How about our English classes? Ms. Walker, an English teacher for upperclassmen, while admitting that she doesn’t purposefully incorporate environmental issues into her class curriculum, explained that, “I try to make plugs for eco-awareness when they occur to me, but I don’t do it often. There is little time, and it’s not often possible to relate such messages to course material.” She feels this way especially in her AP Literature class, where she noted, “as usual this year, I’m going to be rushing the last full work that we read.” Although she is confident in making lesson plans about social justice topics, such as environmental justice, time constraints refrain her from discussing the environment more in her classes. However, for College Writing, Ms. Walker offers her seniors the opportunity to explore a topic of choice for their final project, and some choose to do their research in the environmental field. Senior Ori Margalit is doing his project on nuclear energy and why it might be beneficial to our future. Although it’s an indirect way of teaching about environmental concerns, Ori’s presentation on his topic can still be helpful to many of his classmates. 

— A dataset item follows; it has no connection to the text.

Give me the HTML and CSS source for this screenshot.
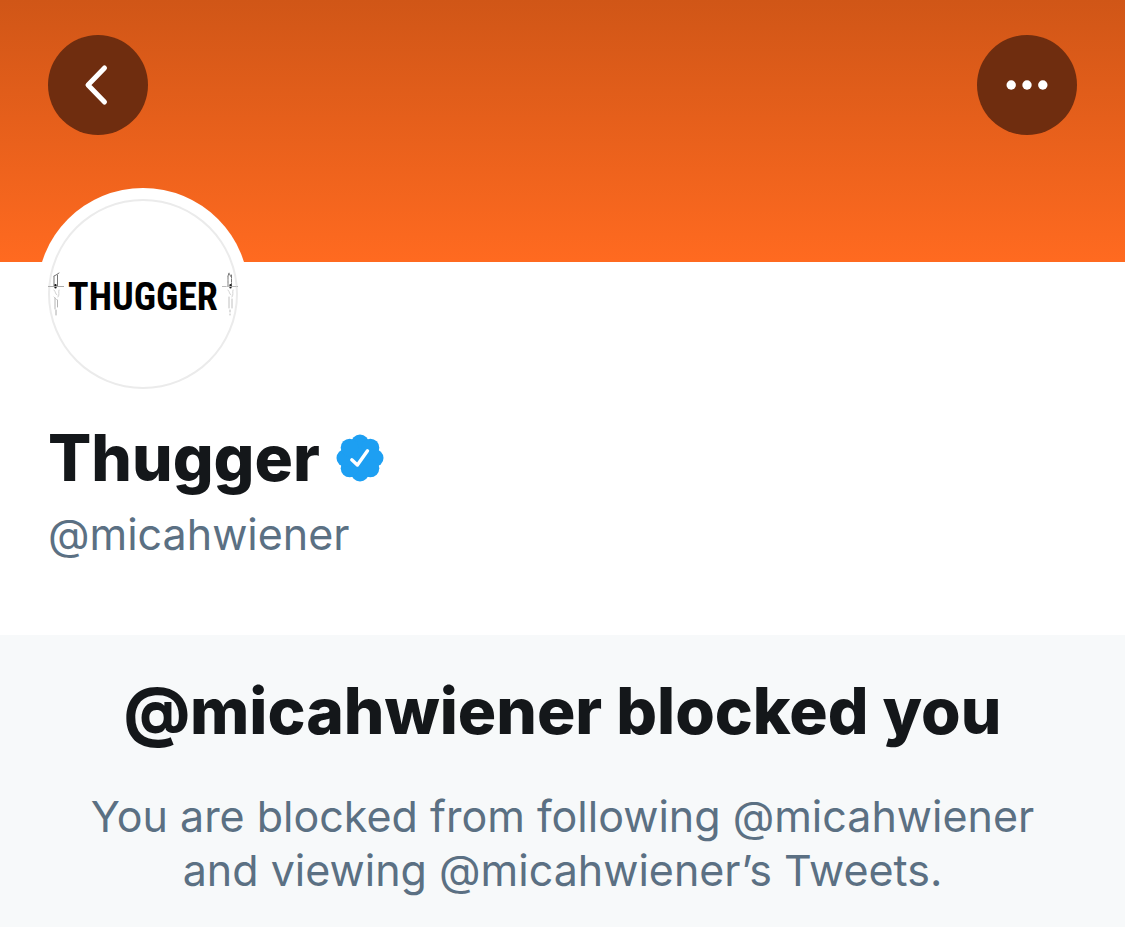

Saving the best for last, let’s take a look at our school’s AP Environmental Science (APES) program. APES is a class designed to teach students about environmental topics like climate change, biodiversity, pollution, and earth systems. This class is ideal for students to learn about broad, global eco-concerns, but topics that are more relevant in our region are sometimes neglected in order to cover the required curriculum provided by CollegeBoard. Mr. Tirado, our new APES teacher, expresses how due to time constraints, he is sometimes unable to cover environmental issues that are specifically prevalent in New York City. This goes to show the importance of other teachers’ efforts to weave in relevant environmental issues in their lesson plans when possible. For example, NYC’s infamous history with redlining and the environmental implications for minority groups could be taught in our history classes; the complexities of NYC’s green spaces being monetized can be taught in economics; the impact of invasive species on NYC’s native plants can be explored in Biology. The possibilities are endless! Despite this limitation of APES, Mr. Tirado and I strongly recommend everyone take it! This course is advantageous to students in many ways. Mr. Tirado says, “naturally, APES has more of a humanitarian approach. In this class, you can relate topics to real world problems and that’s the real goal of learning. It also encourages empathy, which is very important.” For those of you who don’t enjoy learning about science: while yes, the purpose of this class is for students to critically analyze the science behind environmental processes, it’s also very interdisciplinary! Ranging from politics to economics to medicine to physics, there are so so so many areas of interest highlighted in APES, and you are bound to enjoy, or resonate with, at least one discipline taught. Not to mention that you’ll be taught by Mr. Tirado, one of the students’ favorite teachers despite this year being his first at HSMSE (c’mon, that should tell you something). 

Several MSE teachers make great efforts to incorporate some environmental topics in their lesson plans. Woot woot! However, to make a greater impact against eco-issues in our neighborhoods, it’s crucial for us MSE students to be taught about them more comprehensively and frequently. We are the generation that bears the consequences of our current climate crisis, so it’s much needed for us to be knowledgeable about this issue so we can combat it before it’s too late. It’s time we push our teachers to create more climate-orientated lessons.